Dans la même veine, la transition de sexe est opérée dès l’année suivante…
…et terminée par ce collage qui réussit une véritable performance : subvertir à nouveau une image déjà subvertie par une bonne dose d’autodérision (ou d’hypertrophie virile, comme on préfère).
José Luiz Benicio da Fonseca
Terminons par un maître du flingue chic, le roi des pin-up brésiliennes depuis les années 1960. A noter a contrario qu’il n’existe aucune pinup US braquant son pistolet sur le spectateur (c’est un pays où on ne rigole pas avec la gaudriole).
Le flingue revisité
De loin en loin, une oeuvre magistrale réussit à donner un coup de fouet au vieux cliché.
Une call-girl sans enfant devient la protectrice d’un enfant qu’on lui a confié. Le flingue offensif de la femme fatale se retourne, comme un gant, en arme défensive de la mère de substitution.

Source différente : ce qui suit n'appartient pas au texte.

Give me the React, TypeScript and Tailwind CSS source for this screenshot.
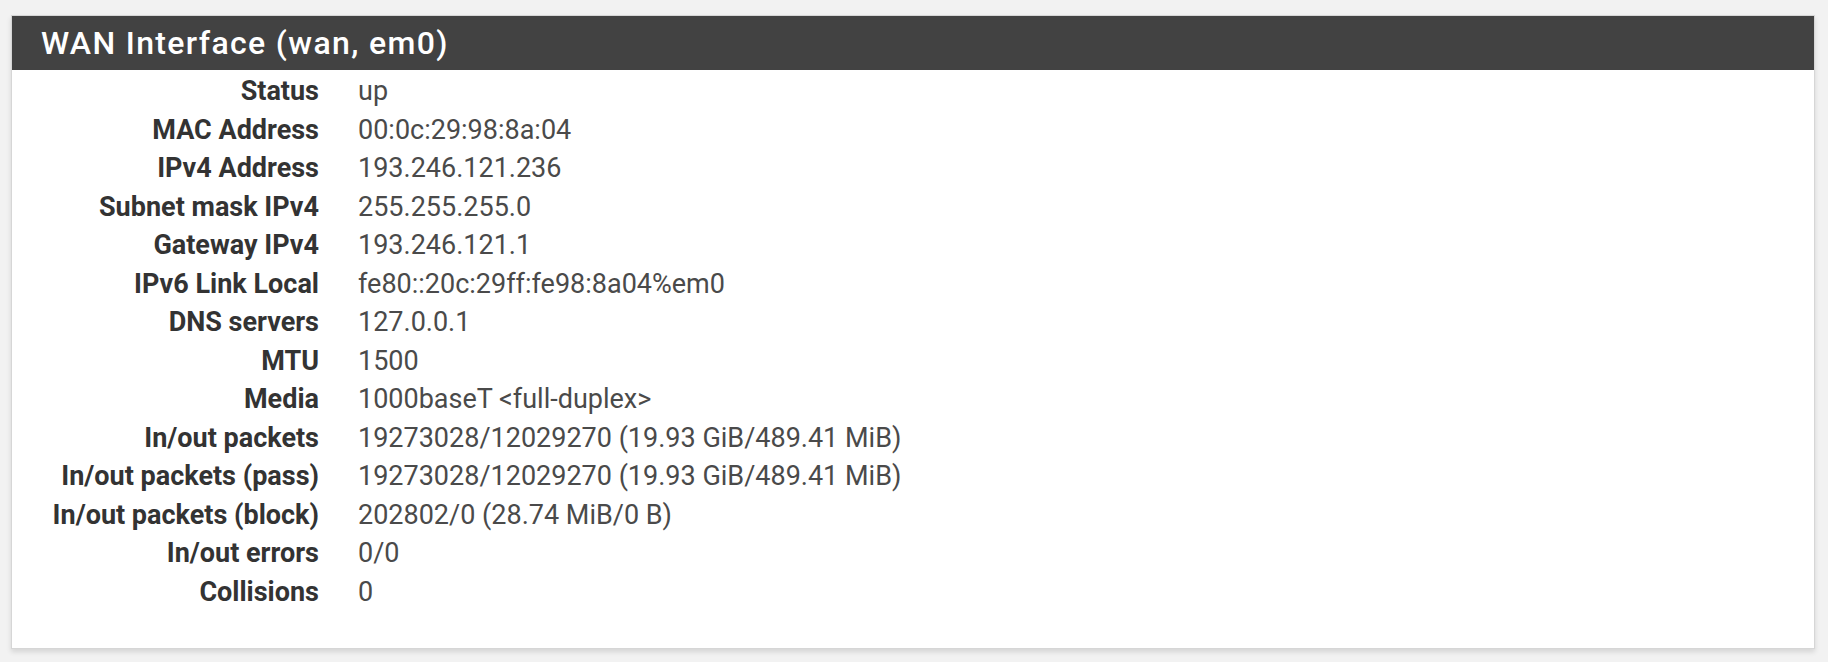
const rows: [string, string][] = [
  ['Status', 'up'],
  ['MAC Address', '00:0c:29:98:8a:04'],
  ['IPv4 Address', '193.246.121.236'],
  ['Subnet mask IPv4', '255.255.255.0'],
  ['Gateway IPv4', '193.246.121.1'],
  ['IPv6 Link Local', 'fe80::20c:29ff:fe98:8a04%em0'],
  ['DNS servers', '127.0.0.1'],
  ['MTU', '1500'],
  ['Media', '1000baseT <full-duplex>'],
  ['In/out packets', '19273028/12029270 (19.93 GiB/489.41 MiB)'],
  ['In/out packets (pass)', '19273028/12029270 (19.93 GiB/489.41 MiB)'],
  ['In/out packets (block)', '202802/0 (28.74 MiB/0 B)'],
  ['In/out errors', '0/0'],
  ['Collisions', '0'],
];

export default function App() {
  return (
    <div className="min-h-[662px] bg-[#f2f2f2] pt-[15px] pb-[15px] pl-[11px] pr-[13px] font-['Roboto',sans-serif]">
      <div className="bg-white border border-[#d6d6d6] shadow-[0_3px_5px_rgba(0,0,0,0.12)]">
        {/* Panel heading */}
        <div className="h-[54px] bg-[#424242] flex items-center pl-[29px]">
          <h2 className="text-[32px] font-medium text-white tracking-[1.35px] leading-none">
            WAN Interface (wan, em0)
          </h2>
        </div>

        {/* Interface details */}
        <div className="pt-[2px] pb-[37px]">
          {rows.map(([label, value]) => (
            <div key={label} className="flex h-[38.5px] items-center text-[27px]">
              <div className="w-[307px] shrink-0 text-right font-bold text-[#333333]">{label}</div>
              <div className="pl-[39px] text-[#4a4a4a]">{value}</div>
            </div>
          ))}
        </div>
      </div>
    </div>
  );
}
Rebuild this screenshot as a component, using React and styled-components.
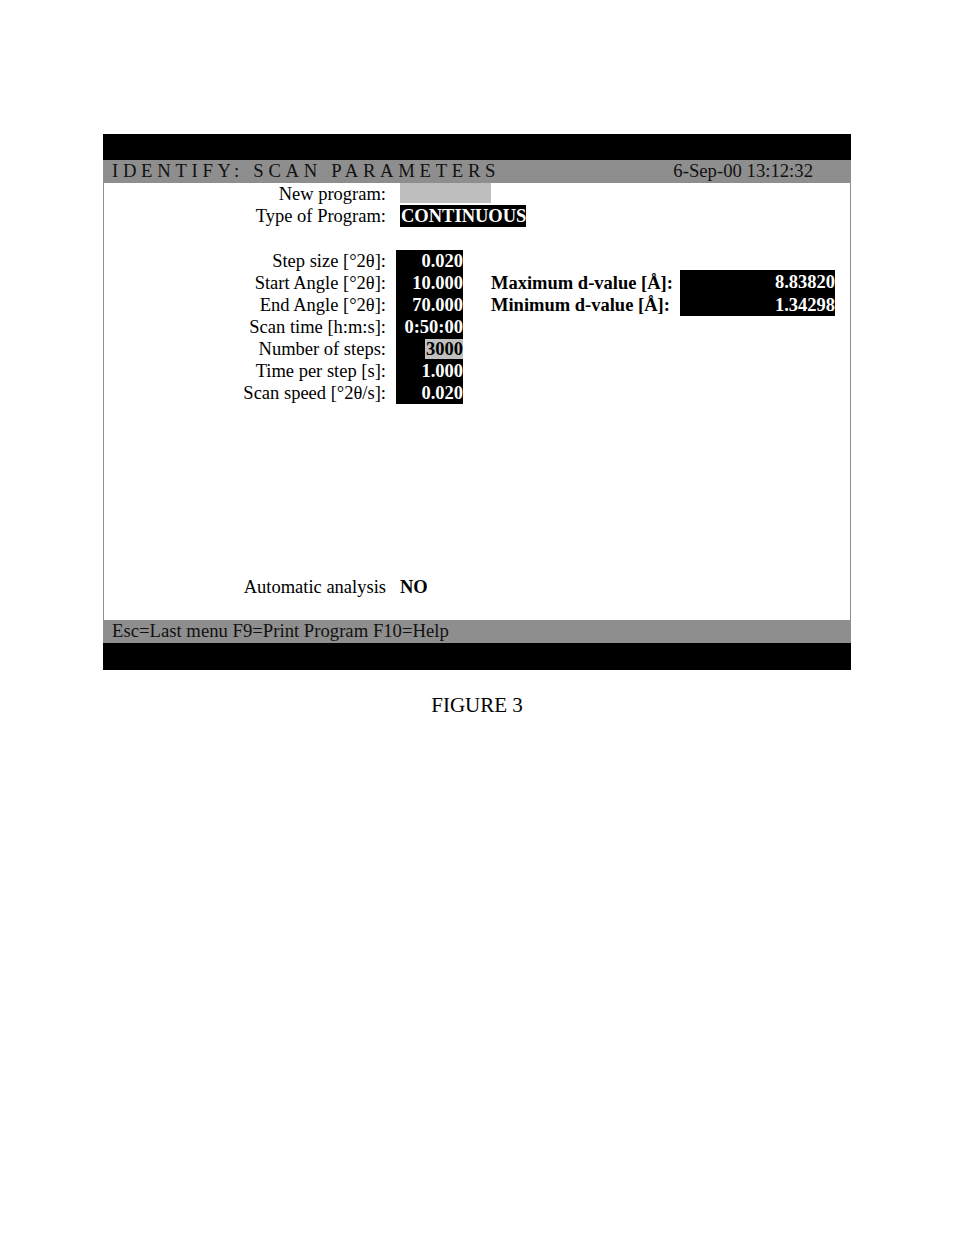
import React from "react";
import styled, { createGlobalStyle } from "styled-components";

const Global = createGlobalStyle`
  html, body { margin: 0; padding: 0; background: #fff; }
  body { font-family: "Liberation Serif", "Times New Roman", serif; color: #000; }
`;

const Page = styled.div`
  width: 954px;
  min-height: 1235px;
  padding-top: 134px;
  box-sizing: border-box;
  display: flex;
  flex-direction: column;
  align-items: flex-start;
`;

const Frame = styled.div`
  margin-left: 103px;
  width: 748px;
  display: flex;
  flex-direction: column;
`;

const BlackBar = styled.div`
  height: ${(p) => p.$h}px;
  background: #000;
`;

const GrayBar = styled.div`
  height: ${(p) => p.$h}px;
  background: #8e8e8e;
  display: flex;
  align-items: center;
  justify-content: space-between;
  padding: 0 38px 0 9px;
  font-size: 18.7px;
  color: #111;
  line-height: 1;
`;

const Title = styled.span`
  letter-spacing: 4.7px;
`;

const Body = styled.div`
  height: 437px;
  box-sizing: border-box;
  border-left: 1px solid #8e8e8e;
  border-right: 1px solid #8e8e8e;
  display: flex;
  flex-direction: column;
  font-size: 18.5px;
`;

const Row = styled.div`
  height: 22px;
  display: flex;
  align-items: center;
  line-height: 1;
`;

const Spacer = styled.div`
  height: ${(p) => p.$h}px;
`;

const Label = styled.div`
  width: 282px;
  text-align: right;
  white-space: nowrap;
`;

const EmptyField = styled.div`
  margin-left: 14px;
  width: 91px;
  height: 20px;
  align-self: flex-start;
  background: #bebebe;
`;

const InvField = styled.div`
  margin-left: 14px;
  background: #000;
  color: #fff;
  font-weight: bold;
  height: 22px;
  display: flex;
  align-items: center;
  padding: 0 0 0 1px;
  white-space: nowrap;
`;

const NumBox = styled.div`
  margin-left: 10px;
  width: 67px;
  height: 100%;
  background: #000;
  color: #fff;
  font-weight: bold;
  display: flex;
  align-items: center;
  justify-content: flex-end;
`;

const Highlight = styled.span`
  background: #c0c0c0;
  color: #000;
  height: 20px;
  display: flex;
  align-items: center;
  padding-left: 1px;
`;

const DLabel = styled.div`
  margin-left: 28px;
  width: 189px;
  font-weight: bold;
  white-space: nowrap;
`;

const DBox = styled.div`
  width: 155px;
  height: ${(p) => p.$h}px;
  align-self: ${(p) => (p.$top ? "flex-end" : "flex-start")};
  background: #000;
  color: #fff;
  font-weight: bold;
  display: flex;
  align-items: center;
  justify-content: flex-end;
`;

const BoldValue = styled.div`
  margin-left: 14px;
  font-weight: bold;
`;

const Caption = styled.div`
  width: 954px;
  text-align: center;
  font-size: 21px;
  margin-top: 23px;
`;

const params = [
  { label: "Step size [°2θ]:", value: "0.020" },
  { label: "Start Angle [°2θ]:", value: "10.000", d: { label: "Maximum d-value [Å]:", value: "8.83820", top: true } },
  { label: "End Angle [°2θ]:", value: "70.000", d: { label: "Minimum d-value [Å]:", value: "1.34298" } },
  { label: "Scan time [h:m:s]:", value: "0:50:00" },
  { label: "Number of steps:", value: "3000", hl: true },
  { label: "Time per step [s]:", value: "1.000" },
  { label: "Scan speed [°2θ/s]:", value: "0.020" },
];

export default function App() {
  return (
    <>
      <Global />
      <Page>
        <Frame>
          <BlackBar $h={26} />
          <GrayBar $h={23}>
            <Title>IDENTIFY:  SCAN  PARAMETERS</Title>
            <span>6-Sep-00 13:12:32</span>
          </GrayBar>
          <Body>
            <Row>
              <Label>New program:</Label>
              <EmptyField />
            </Row>
            <Row>
              <Label>Type of Program:</Label>
              <InvField>CONTINUOUS</InvField>
            </Row>
            <Spacer $h={23} />
            {params.map((p) => (
              <Row key={p.label}>
                <Label>{p.label}</Label>
                <NumBox>{p.hl ? <Highlight>{p.value}</Highlight> : p.value}</NumBox>
                {p.d && (
                  <>
                    <DLabel>{p.d.label}</DLabel>
                    <DBox $h={p.d.top ? 24 : 22} $top={p.d.top}>{p.d.value}</DBox>
                  </>
                )}
              </Row>
            ))}
            <Spacer $h={172} />
            <Row>
              <Label>Automatic analysis</Label>
              <BoldValue>NO</BoldValue>
            </Row>
          </Body>
          <GrayBar $h={23}>
            <span>Esc=Last menu F9=Print Program F10=Help</span>
          </GrayBar>
          <BlackBar $h={27} />
        </Frame>
        <Caption>FIGURE 3</Caption>
      </Page>
    </>
  );
}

Icône à son tour revisitée par l’artiste féministe Joanna Wecht.
La vraie playmate Cynthia Wood rejoue en 1979 le rôle de la playmate Jo Collins, partie au Vietnam en 1965 pour offrir à un soldat méritant un abonnement à vie à Playboy . Du point de vue qui nous occupe, on pourrait dire que notre même retourne se ressourcer à l’époque de sa force naïve.
Il en résulte cette superbe image où les fantasmes américains (le lapin coquin, la cowgirl, le couple squaw-tunique bleu) déboulent en hélicoptère au beau milieu du Réel.
Les pistolets finissent par imiter les pales, démonstration visuelle de l’équivalence entre « tirer un coup » et « s’envoyer en l’air ».